General James Michael (1828 – 17 February 1907) was a British army officer with the Madras Staff Corps who served as a pioneer forester in the Anamalais in India. He later served as a secretary to the government. His work to show that timber operations could be made financially lucrative helped established the Forest Department in India. Sir Joseph Fayrer called him the father of practical forestry in India.

== Life and work ==
Michael was the son of Colonel James Michael. He became a second Lieutenant in the Madras Staff Corps in 1844, becoming a Lieutenant in 1847, Captain in 1856 with the 39th Native Infantry, Major in 1864 and Lt. Col. in 1870. He was promoted Colonel on 10 December 1875 and on 7 March 1876 he was made Companion of the Order of the Star of India. He later wrote on the history of the Madras Army.

Michael was a keen sportsman who became known for routinely shooting 5 elephants in a row. He had spent some time in Switzerland observing forestry operations and he was proposed by General Frederick Conyers Cotton to oversee the forests of the Anamalai hills where timber contractors were supposedly cutting down trees for the Bombay dockyards with little concern for sustainability.

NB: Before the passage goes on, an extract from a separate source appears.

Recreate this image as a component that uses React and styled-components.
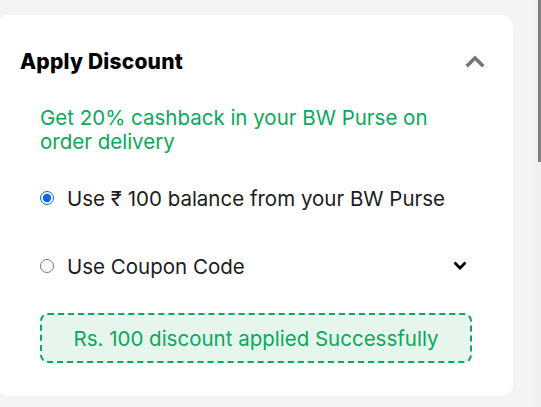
import React, { useState } from 'react';
import styled, { createGlobalStyle } from 'styled-components';

const GREEN = '#0aa85a';

const GlobalStyle = createGlobalStyle`
  html, body {
    margin: 0;
    padding: 0;
    background: #f4f4f4;
    overflow: hidden;
  }
  body {
    font-family: Inter, Lato, sans-serif;
  }
`

const Page = styled.div`
  display: flex;
  width: 541px;
  height: 407px;
  background: #f4f4f4;
`

const Main = styled.div`
  flex: 1;
  padding: 15px 20px 0 0;
  min-width: 0;
`

const Card = styled.section`
  margin-left: -3px;
  height: 381px;
  box-sizing: border-box;
  background: #fff;
  border-radius: 12px;
  padding: 32px 28px 0 23px;
`

const Header = styled.div`
  display: flex;
  align-items: center;
  justify-content: space-between;
  height: 28px;
`

const Title = styled.h2`
  margin: 0;
  font-size: 21px;
  font-weight: 800;
  color: #000;
  letter-spacing: 0.2px;
`

const ToggleIcon = styled.svg`
  width: 20px;
  height: 14px;
  display: block;
`

const Body = styled.div`
  padding-left: 20px;
`

const Cashback = styled.p`
  margin: 31px 0 0;
  max-width: 420px;
  font-size: 20.5px;
  line-height: 24px;
  color: ${ GREEN };
`

const Option = styled.label`
  display: flex;
  align-items: center;
  gap: 13px;
  height: 24px;
  margin-top: ${ p => p.gap }px;
  font-size: 20.5px;
  color: #1c1c1c;
  cursor: pointer;
`

const Radio = styled.input`
  width: 14px;
  height: 14px;
  margin: 0;
  flex: none;
  accent-color: #0b66e4;
`

const OptionText = styled.span`
  flex: 1;
`

const DropIcon = styled.svg`
  width: 14px;
  height: 10px;
  margin-right: 18px;
  display: block;
`

const Success = styled.div`
  margin-top: 35px;
  width: 432px;
  height: 50px;
  box-sizing: border-box;
  border: 2px dashed ${ GREEN };
  border-radius: 8px;
  background: #e6f6ec;
  color: ${ GREEN };
  font-size: 20.5px;
  display: flex;
  align-items: center;
  justify-content: center;
`

const ScrollTrack = styled.div`
  width: 8px;
  background: #f0f0f0;
  display: flex;
  justify-content: flex-end;
`

const ScrollThumb = styled.div`
  width: 3px;
  height: 162px;
  background: #7f7f7f;
`

const ChevronUp = () => (
  <ToggleIcon viewBox="0 0 20 14">
    <path d="M3 11 L10 4 L17 11" fill="none" stroke="#757575" strokeWidth="3.6" strokeLinecap="square" />
  </ToggleIcon>
)

const ChevronDown = () => (
  <DropIcon viewBox="0 0 14 10">
    <path d="M2.5 2.5 L7 7 L11.5 2.5" fill="none" stroke="#000" strokeWidth="2.8" strokeLinecap="square" />
  </DropIcon>
)

export default function App() {
  const [choice, setChoice] = useState('purse');

  return (
    <Page>
      <GlobalStyle />
      <Main>
        <Card>
          <Header>
            <Title>Apply Discount</Title>
            <ChevronUp />
          </Header>
          <Body>
            <Cashback>Get 20% cashback in your BW Purse on order delivery</Cashback>
            <Option gap={32}>
              <Radio
                type="radio"
                name="discount"
                checked={choice === 'purse'}
                onChange={() => setChoice('purse')}
              />
              <OptionText>Use ₹ 100 balance from your BW Purse</OptionText>
            </Option>
            <Option gap={44}>
              <Radio
                type="radio"
                name="discount"
                checked={choice === 'coupon'}
                onChange={() => setChoice('coupon')}
              />
              <OptionText>Use Coupon Code</OptionText>
              <ChevronDown />
            </Option>
            <Success>Rs. 100 discount applied Successfully</Success>
          </Body>
        </Card>
      </Main>
      <ScrollTrack>
        <ScrollThumb />
      </ScrollTrack>
    </Page>
  );
}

He was posted there in June 1848 and after 7 years of working he was forced to resign due to poor health. He established roads, timber slips to move logs down the hillsides and other measures for harvesting. He published a Anamullay Forests Report where he showed how the measures he had taken were yielding financial benefits. His position was later taken up by Hugh Cleghorn who was appointed as the first conservator of forests in 1856. He was also involved in the first forestry exhibition in Edinburgh. He married Mary Adelaide Emma Money in 1867. He served as Fellow of Madras University and as a secretary to the government. After retirement he lived in Berkshire where he became Justice of the Peace.

It is unclear if Michael visited New Zealand but Richard Owen thanks Michael for showing him the bones of Dinornis maximus obtained in August 1865 at Glenmark Estate in the Middle Island, New Zealand. The bones were discovered while digging a drain across a swamp.